[Items from a data source]
=-=-=

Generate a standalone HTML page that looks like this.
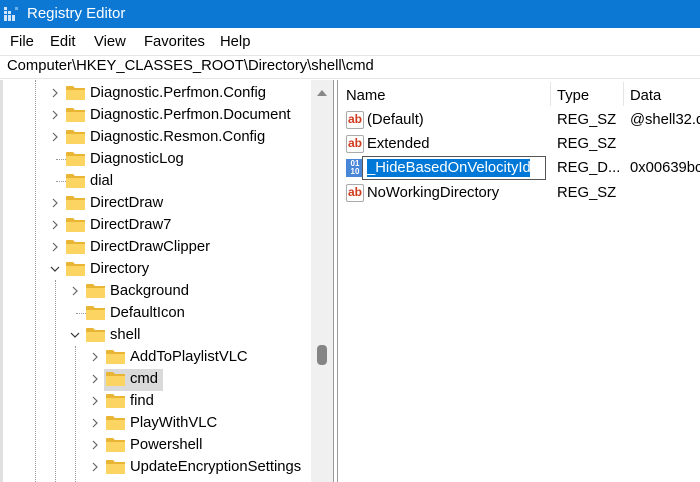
<!DOCTYPE html>
<html><head><style>
*{margin:0;padding:0;box-sizing:border-box}
body{width:700px;height:482px;overflow:hidden;background:#fff;font-family:"Liberation Sans",sans-serif;font-size:14.8px;color:#000;position:relative}
.a{position:absolute;white-space:nowrap}
.title{left:0;top:0;width:700px;height:28px;background:#0c78d4;color:#fff;font-size:15px}
.menu{top:34px}
.rrow{position:absolute;left:346px;height:22px;line-height:22px;white-space:nowrap}
.ab{position:absolute;left:0;top:2px;width:18px;height:18px;border:1px solid #aaa;border-radius:2px;background:#fff;color:#d03a1c;font-weight:bold;font-size:12px;line-height:15px;text-align:center}
</style></head><body>
<div class="a title">
<svg class="a" style="left:4px;top:7px" width="14" height="14"><g fill="#cfe6fa"><rect x="0" y="0" width="3" height="3"/><rect x="4" y="4" width="3" height="3"/><rect x="0" y="4" width="3" height="3"/><rect x="8" y="8" width="3" height="3"/><rect x="4" y="8" width="3" height="3"/><rect x="0" y="8" width="3" height="3"/><rect x="0" y="11" width="3" height="3"/><rect x="4" y="11" width="3" height="3"/><rect x="8" y="11" width="3" height="3"/><rect x="11" y="0" width="3" height="3" opacity=".5"/></g></svg>
<span class="a" style="left:27px;top:5px">Registry Editor</span></div>
<span class="a menu" style="left:10px">File</span>
<span class="a menu" style="left:50px">Edit</span>
<span class="a menu" style="left:94px">View</span>
<span class="a menu" style="left:144px">Favorites</span>
<span class="a menu" style="left:220px">Help</span>
<div class="a" style="left:0;top:55px;width:700px;height:24px;border-top:1px solid #e5e5e5;border-bottom:1px solid #e5e5e5"></div>
<span class="a" style="left:7px;top:58px">Computer\HKEY_CLASSES_ROOT\Directory\shell\cmd</span>
<div class="a" style="left:0;top:80px;width:3px;height:402px;background:#e0e0e0"></div>
<div class="a" style="left:311px;top:80px;width:22px;height:402px;background:#f0f0f0"></div>
<div class="a" style="left:333px;top:80px;width:1px;height:402px;background:#999"></div>
<div class="a" style="left:337px;top:80px;width:1px;height:402px;background:#999"></div>
<svg class="a" style="left:316px;top:89px" width="12" height="8"><path d="M1 7 L6 1 L11 7Z" fill="#888"/></svg>
<div class="a" style="left:317px;top:345px;width:10px;height:20px;background:#858585;border-radius:4px"></div>
<div class="a" style="left:35px;top:80px;border-left:1px dotted #999;height:402px"></div>
<div class="a" style="left:55px;top:280px;border-left:1px dotted #999;height:202px"></div>
<div class="a" style="left:75px;top:346px;border-left:1px dotted #999;height:136px"></div>
<div class="a" style="left:104px;top:369px;width:59px;height:22px;background:#dadada"></div>
<div id="tree"></div>
<script>
var rows=[[0,'Diagnostic.Perfmon.Config','>'],[0,'Diagnostic.Perfmon.Document','>'],[0,'Diagnostic.Resmon.Config','>'],[0,'DiagnosticLog',''],[0,'dial',''],[0,'DirectDraw','>'],[0,'DirectDraw7','>'],[0,'DirectDrawClipper','>'],[0,'Directory','v'],[1,'Background','>'],[1,'DefaultIcon',''],[1,'shell','v'],[2,'AddToPlaylistVLC','>'],[2,'cmd','>'],[2,'find','>'],[2,'PlayWithVLC','>'],[2,'Powershell','>'],[2,'UpdateEncryptionSettings','>']];
var h='';rows.forEach(function(r,i){var y=82+i*22,x=50+r[0]*20;
if(r[2]=='>')h+='<svg class="a" style="left:'+x+'px;top:'+(y+6)+'px" width="10" height="10"><path d="M3 1 L7 5 L3 9" stroke="#666" stroke-width="1.2" fill="none"/></svg>';
else if(r[2]=='v')h+='<svg class="a" style="left:'+x+'px;top:'+(y+6)+'px" width="10" height="10"><path d="M1 3 L5 7 L9 3" stroke="#333" stroke-width="1.2" fill="none"/></svg>';
else h+='<div class="a" style="left:'+(x+6)+'px;top:'+(y+11)+'px;width:10px;border-top:1px dotted #999"></div>';
h+='<svg class="a" style="left:'+(x+16)+'px;top:'+(y+3)+'px" width="20" height="16"><path d="M0 2 Q0 1 1 1 H7 L9 3 H19 V15 H0Z" fill="#e8b534"/><rect x="0" y="5" width="19" height="10" fill="#fcd462"/></svg>';
h+='<span class="a" style="left:'+(x+40)+'px;top:'+(y+3)+'px">'+r[1]+'</span>';});
document.getElementById('tree').innerHTML=h;
</script>
<span class="a" style="left:346px;top:88px">Name</span>
<div class="a" style="left:550px;top:82px;width:1px;height:24px;background:#e5e5e5"></div>
<span class="a" style="left:557px;top:88px">Type</span>
<div class="a" style="left:623px;top:82px;width:1px;height:24px;background:#e5e5e5"></div>
<span class="a" style="left:630px;top:88px">Data</span>
<div class="rrow" style="top:109px"><div class="ab">ab</div><span style="margin-left:21px">(Default)</span></div>
<div class="rrow" style="top:133px"><div class="ab">ab</div><span style="margin-left:21px">Extended</span></div>
<div class="rrow" style="top:182px"><div class="ab">ab</div><span style="margin-left:21px">NoWorkingDirectory</span></div>
<div class="a" style="left:346px;top:159px;width:18px;height:18px;background:#4a86d8;color:#fff;font-size:8px;line-height:8px;font-weight:bold;padding-top:1px;text-align:center">01<br>10</div>
<div class="a" style="left:362px;top:156px;width:184px;height:24px;border:1px solid #555;background:#fff"></div>
<div class="a" style="left:367px;top:159px;width:163px;height:18px;background:#0078d7;color:#fff;line-height:18px">_HideBasedOnVelocityId</div>
<span class="a" style="left:557px;top:112px">REG_SZ</span><span class="a" style="left:630px;top:112px">@shell32.d</span>
<span class="a" style="left:557px;top:136px">REG_SZ</span>
<span class="a" style="left:557px;top:160px">REG_D...</span><span class="a" style="left:630px;top:160px">0x00639bc</span>
<span class="a" style="left:557px;top:185px">REG_SZ</span>
</body></html>
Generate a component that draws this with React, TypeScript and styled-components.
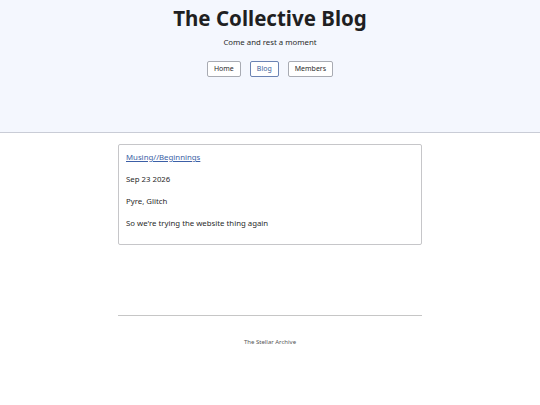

=-=-=

Stated task ▸
The pictures should not be reproduced; quote all of the other material exactly.

Reply ▸
Generate a standalone HTML page that looks like this.
<!DOCTYPE html>
<html><head><style>
*{margin:0;padding:0;box-sizing:border-box}
body{width:700px;height:482px;overflow:hidden;background:#fff;font-family:"Liberation Sans",sans-serif;font-size:14.8px;color:#000;position:relative}
.a{position:absolute;white-space:nowrap}
.title{left:0;top:0;width:700px;height:28px;background:#0c78d4;color:#fff;font-size:15px}
.menu{top:34px}
.rrow{position:absolute;left:346px;height:22px;line-height:22px;white-space:nowrap}
.ab{position:absolute;left:0;top:2px;width:18px;height:18px;border:1px solid #aaa;border-radius:2px;background:#fff;color:#d03a1c;font-weight:bold;font-size:12px;line-height:15px;text-align:center}
</style></head><body>
<div class="a title">
<svg class="a" style="left:4px;top:7px" width="14" height="14"><g fill="#cfe6fa"><rect x="0" y="0" width="3" height="3"/><rect x="4" y="4" width="3" height="3"/><rect x="0" y="4" width="3" height="3"/><rect x="8" y="8" width="3" height="3"/><rect x="4" y="8" width="3" height="3"/><rect x="0" y="8" width="3" height="3"/><rect x="0" y="11" width="3" height="3"/><rect x="4" y="11" width="3" height="3"/><rect x="8" y="11" width="3" height="3"/><rect x="11" y="0" width="3" height="3" opacity=".5"/></g></svg>
<span class="a" style="left:27px;top:5px">Registry Editor</span></div>
<span class="a menu" style="left:10px">File</span>
<span class="a menu" style="left:50px">Edit</span>
<span class="a menu" style="left:94px">View</span>
<span class="a menu" style="left:144px">Favorites</span>
<span class="a menu" style="left:220px">Help</span>
<div class="a" style="left:0;top:55px;width:700px;height:24px;border-top:1px solid #e5e5e5;border-bottom:1px solid #e5e5e5"></div>
<span class="a" style="left:7px;top:58px">Computer\HKEY_CLASSES_ROOT\Directory\shell\cmd</span>
<div class="a" style="left:0;top:80px;width:3px;height:402px;background:#e0e0e0"></div>
<div class="a" style="left:311px;top:80px;width:22px;height:402px;background:#f0f0f0"></div>
<div class="a" style="left:333px;top:80px;width:1px;height:402px;background:#999"></div>
<div class="a" style="left:337px;top:80px;width:1px;height:402px;background:#999"></div>
<svg class="a" style="left:316px;top:89px" width="12" height="8"><path d="M1 7 L6 1 L11 7Z" fill="#888"/></svg>
<div class="a" style="left:317px;top:345px;width:10px;height:20px;background:#858585;border-radius:4px"></div>
<div class="a" style="left:35px;top:80px;border-left:1px dotted #999;height:402px"></div>
<div class="a" style="left:55px;top:280px;border-left:1px dotted #999;height:202px"></div>
<div class="a" style="left:75px;top:346px;border-left:1px dotted #999;height:136px"></div>
<div class="a" style="left:104px;top:369px;width:59px;height:22px;background:#dadada"></div>
<div id="tree"></div>
<script>
var rows=[[0,'Diagnostic.Perfmon.Config','>'],[0,'Diagnostic.Perfmon.Document','>'],[0,'Diagnostic.Resmon.Config','>'],[0,'DiagnosticLog',''],[0,'dial',''],[0,'DirectDraw','>'],[0,'DirectDraw7','>'],[0,'DirectDrawClipper','>'],[0,'Directory','v'],[1,'Background','>'],[1,'DefaultIcon',''],[1,'shell','v'],[2,'AddToPlaylistVLC','>'],[2,'cmd','>'],[2,'find','>'],[2,'PlayWithVLC','>'],[2,'Powershell','>'],[2,'UpdateEncryptionSettings','>']];
var h='';rows.forEach(function(r,i){var y=82+i*22,x=50+r[0]*20;
if(r[2]=='>')h+='<svg class="a" style="left:'+x+'px;top:'+(y+6)+'px" width="10" height="10"><path d="M3 1 L7 5 L3 9" stroke="#666" stroke-width="1.2" fill="none"/></svg>';
else if(r[2]=='v')h+='<svg class="a" style="left:'+x+'px;top:'+(y+6)+'px" width="10" height="10"><path d="M1 3 L5 7 L9 3" stroke="#333" stroke-width="1.2" fill="none"/></svg>';
else h+='<div class="a" style="left:'+(x+6)+'px;top:'+(y+11)+'px;width:10px;border-top:1px dotted #999"></div>';
h+='<svg class="a" style="left:'+(x+16)+'px;top:'+(y+3)+'px" width="20" height="16"><path d="M0 2 Q0 1 1 1 H7 L9 3 H19 V15 H0Z" fill="#e8b534"/><rect x="0" y="5" width="19" height="10" fill="#fcd462"/></svg>';
h+='<span class="a" style="left:'+(x+40)+'px;top:'+(y+3)+'px">'+r[1]+'</span>';});
document.getElementById('tree').innerHTML=h;
</script>
<span class="a" style="left:346px;top:88px">Name</span>
<div class="a" style="left:550px;top:82px;width:1px;height:24px;background:#e5e5e5"></div>
<span class="a" style="left:557px;top:88px">Type</span>
<div class="a" style="left:623px;top:82px;width:1px;height:24px;background:#e5e5e5"></div>
<span class="a" style="left:630px;top:88px">Data</span>
<div class="rrow" style="top:109px"><div class="ab">ab</div><span style="margin-left:21px">(Default)</span></div>
<div class="rrow" style="top:133px"><div class="ab">ab</div><span style="margin-left:21px">Extended</span></div>
<div class="rrow" style="top:182px"><div class="ab">ab</div><span style="margin-left:21px">NoWorkingDirectory</span></div>
<div class="a" style="left:346px;top:159px;width:18px;height:18px;background:#4a86d8;color:#fff;font-size:8px;line-height:8px;font-weight:bold;padding-top:1px;text-align:center">01<br>10</div>
<div class="a" style="left:362px;top:156px;width:184px;height:24px;border:1px solid #555;background:#fff"></div>
<div class="a" style="left:367px;top:159px;width:163px;height:18px;background:#0078d7;color:#fff;line-height:18px">_HideBasedOnVelocityId</div>
<span class="a" style="left:557px;top:112px">REG_SZ</span><span class="a" style="left:630px;top:112px">@shell32.d</span>
<span class="a" style="left:557px;top:136px">REG_SZ</span>
<span class="a" style="left:557px;top:160px">REG_D...</span><span class="a" style="left:630px;top:160px">0x00639bc</span>
<span class="a" style="left:557px;top:185px">REG_SZ</span>
</body></html>
Generate a component that draws this with React, TypeScript and styled-components.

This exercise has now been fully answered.